Lord Mure—I am of the same opinion. The case of M' Gregor, I think, decides the question raised here. After an authoritative judgment of that kind it would be very difficult to frame a petition to entitle the factor to proceed against parties who had intromitted with the rents.

Lord Shand—I am of the same opinion as your Lordship. Persons who have intromitted with a property—and the intromitter has acted quite bona fide and very properly, the property having been left derelict for many years—are bound to account to the proper heir when he appears, and he has appeared in this case.
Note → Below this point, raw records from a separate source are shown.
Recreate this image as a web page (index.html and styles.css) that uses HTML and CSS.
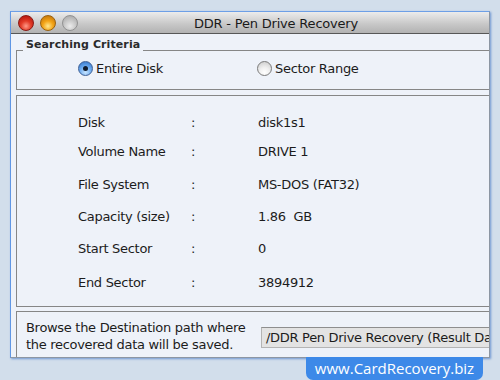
FILE: index.html
```html
<!DOCTYPE html>
<html>
<head>
<meta charset="utf-8">
<link rel="stylesheet" href="styles.css">
</head>
<body>
<div class="window">
  <div class="titlebar">
    <div class="lights">
      <span class="light red"></span>
      <span class="light orange"></span>
      <span class="light gray"></span>
    </div>
    <div class="title">DDR - Pen Drive Recovery</div>
  </div>
  <div class="content">
    <fieldset class="criteria">
      <legend>Searching Criteria</legend>
      <div class="radios">
        <label class="radio-item first"><span class="radio on"></span>Entire Disk</label>
        <label class="radio-item"><span class="radio"></span>Sector Range</label>
      </div>
    </fieldset>
    <div class="panel info">
      <div class="grid">
        <div>Disk</div><div>:</div><div>disk1s1</div>
        <div>Volume Name</div><div>:</div><div>DRIVE 1</div>
        <div>File System</div><div>:</div><div>MS-DOS (FAT32)</div>
        <div>Capacity (size)</div><div>:</div><div>1.86&nbsp; GB</div>
        <div>Start Sector</div><div>:</div><div>0</div>
        <div>End Sector</div><div>:</div><div>3894912</div>
      </div>
    </div>
    <div class="panel dest">
      <div class="dest-text">Browse the Destination path where<br>the recovered data will be saved.</div>
      <div class="path-field">/DDR Pen Drive Recovery (Result Da</div>
    </div>
  </div>
</div>
<div class="banner">www.CardRecovery.biz</div>
</body>
</html>
```
FILE: styles.css
```css
html, body {
  margin: 0;
  padding: 0;
}
body {
  width: 500px;
  height: 380px;
  overflow: hidden;
  background: #d2deeb;
  font-family: "DejaVu Sans", "Liberation Sans", sans-serif;
  font-size: 13px;
  letter-spacing: -0.3px;
  color: #1c1c1c;
  position: relative;
}
.window {
  margin: 11px 0 0 10px;
  width: 478px;
  height: 345px;
  border-top: 1px solid #6d9fe6;
  border-left: 1px solid #5f96e4;
  border-right: 1px solid #8c96a3;
  border-bottom: 1px solid #8c96a3;
  box-shadow: 1px 1px 2px rgba(70, 120, 200, 0.7);
  background: #eef2f9;
  display: flex;
  flex-direction: column;
  overflow: hidden;
}
.titlebar {
  height: 21px;
  flex: none;
  border-bottom: 1px solid #575757;
  background: linear-gradient(#ececec, #c9c9c9 55%, #b2b2b2);
  position: relative;
  display: flex;
  align-items: center;
  justify-content: center;
}
.lights {
  position: absolute;
  left: 7px;
  top: 3px;
  display: flex;
  gap: 6px;
}
.light {
  width: 16px;
  height: 16px;
  border-radius: 50%;
  box-sizing: border-box;
}
.light.red {
  background: radial-gradient(circle at 50% 72%, #ff9a88 0%, #e23a26 42%, #a80c08 100%);
  border: 1px solid #8a1a14;
}
.light.orange {
  background: radial-gradient(circle at 50% 72%, #ffe890 0%, #f3a417 42%, #b86a06 100%);
  border: 1px solid #9a6210;
}
.light.gray {
  background: radial-gradient(circle at 50% 72%, #ececec 0%, #c6c6c6 50%, #a0a0a0 100%);
  border: 1px solid #929292;
}
.title {
  font-size: 13px;
  color: #1a1a1a;
  letter-spacing: -0.2px;
  padding-top: 1px;
  padding-left: 52px;
}
.content {
  flex: 1;
  padding: 0 0 0 5px;
  display: flex;
  flex-direction: column;
}
.criteria {
  margin: 5px -2px 0 0;
  padding: 0;
  border: 1px solid #868686;
  border-right: none;
  height: 49px;
  box-sizing: content-box;
}
.criteria legend {
  font-size: 11px;
  font-weight: bold;
  color: #2a2a2a;
  line-height: 12px;
  padding: 0 3px 10px 3px;
  margin-left: 6px;
  letter-spacing: 0.1px;
}
.radios {
  display: flex;
  align-items: center;
  height: 38px;
  margin-top: -12px;
}
.radio-item {
  display: flex;
  align-items: center;
  gap: 3px;
}
.radio-item.first {
  margin-left: 61px;
  width: 179px;
}
.radio {
  width: 15px;
  height: 15px;
  border-radius: 50%;
  box-sizing: border-box;
  border: 1px solid #7a7a7a;
  background: radial-gradient(circle at 50% 80%, #ffffff 0%, #f0f0f0 40%, #c8c8c8 100%);
  position: relative;
}
.radio.on {
  border-color: #3d5f95;
  background: radial-gradient(circle at 50% 80%, #c6e4ff 0%, #6aa9ef 50%, #2d6fc4 100%);
}
.radio.on::after {
  content: "";
  position: absolute;
  left: 4px;
  top: 4px;
  width: 5px;
  height: 5px;
  border-radius: 50%;
  background: #111c2c;
}
.panel {
  border: 1px solid #868686;
  border-right: none;
  margin-right: -2px;
}
.info {
  margin-top: 5px;
  height: 212px;
  padding: 12px 0 0 61px;
  box-sizing: border-box;
}
.grid {
  display: grid;
  grid-template-columns: 113px 67px auto;
  grid-template-rows: 28px 31px 34px 31px 33px 34px;
  align-items: center;
}
.dest {
  margin-top: 4px;
  flex: 1;
  border-bottom: none;
  display: flex;
  align-items: flex-start;
  padding-left: 9px;
  padding-top: 7px;
}
.dest-text {
  width: 235px;
  line-height: 17px;
  flex: none;
}
.path-field {
  flex: none;
  width: 240px;
  height: 21px;
  margin-top: 8px;
  box-sizing: border-box;
  background: #e3e3e3;
  border: 1px solid #b4b4b4;
  border-top-color: #8e8e8e;
  padding-left: 4px;
  line-height: 19px;
  white-space: nowrap;
  overflow: hidden;
}
.banner {
  position: absolute;
  left: 306px;
  top: 357px;
  width: 177px;
  height: 23px;
  background: #3d89e8;
  border-radius: 0 0 7px 7px;
  color: #ffffff;
  font-family: "Open Sans", "DejaVu Sans", sans-serif;
  font-size: 15px;
  letter-spacing: 0;
  line-height: 23px;
  text-align: center;
}
```
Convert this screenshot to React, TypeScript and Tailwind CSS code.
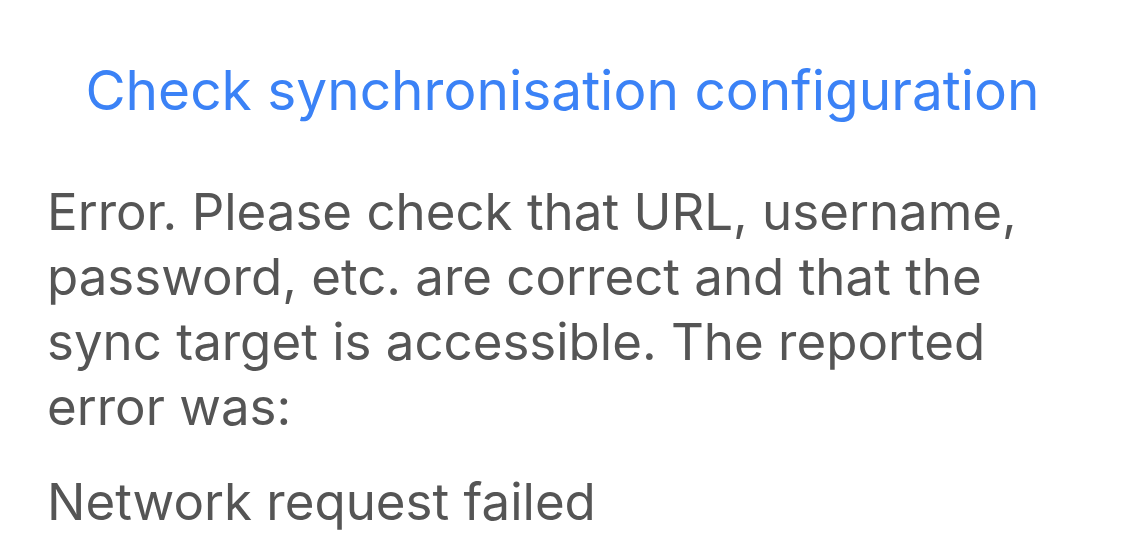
export default function App() {
  return (
    <div
      className="w-[1125px] h-[545px] bg-white overflow-hidden"
      style={{ fontFamily: "Inter, 'Noto Sans', sans-serif" }}
    >
      <div className="pt-[54px] text-center text-[#3b82f6] text-[55px] leading-[72px]">
        Check synchronisation configuration
      </div>
      <div className="px-[47px] pt-[53px] text-[#555555] text-[51px] leading-[65px]">
        <p>
          Error. Please check that URL, username, password, etc. are correct
          and that the sync target is accessible. The reported error was:
        </p>
        <p className="mt-[30px]">Network request failed</p>
      </div>
    </div>
  );
}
The judicial factor had a limited title to preserve and take care of the property, and to receive and intromit with the rents. That would have covered a right to sue tenants in possession for arrears, but it is quite a different question when it is proposed to sue any other party. I agree with your Lordship that a person appointed as judicial factor on an estate has no right to involve it in litigation in claims against a person who has previously intromitted with the rents.

Lord Adam concurred.

The Court recalled the interlocutor of the Lord Ordinary, sustained the first plea-in-law for the defenders, and dismissed the action.

Counsel:

Counsel for ‘Williams’ Trustees— Strachan— Orr. Agent— Alexander Gordon, S.S.C.

Counsel for the Judicial Factor— M'Kechnie— Wilson. Agent— Lachlan M'Intosh, S.S.C.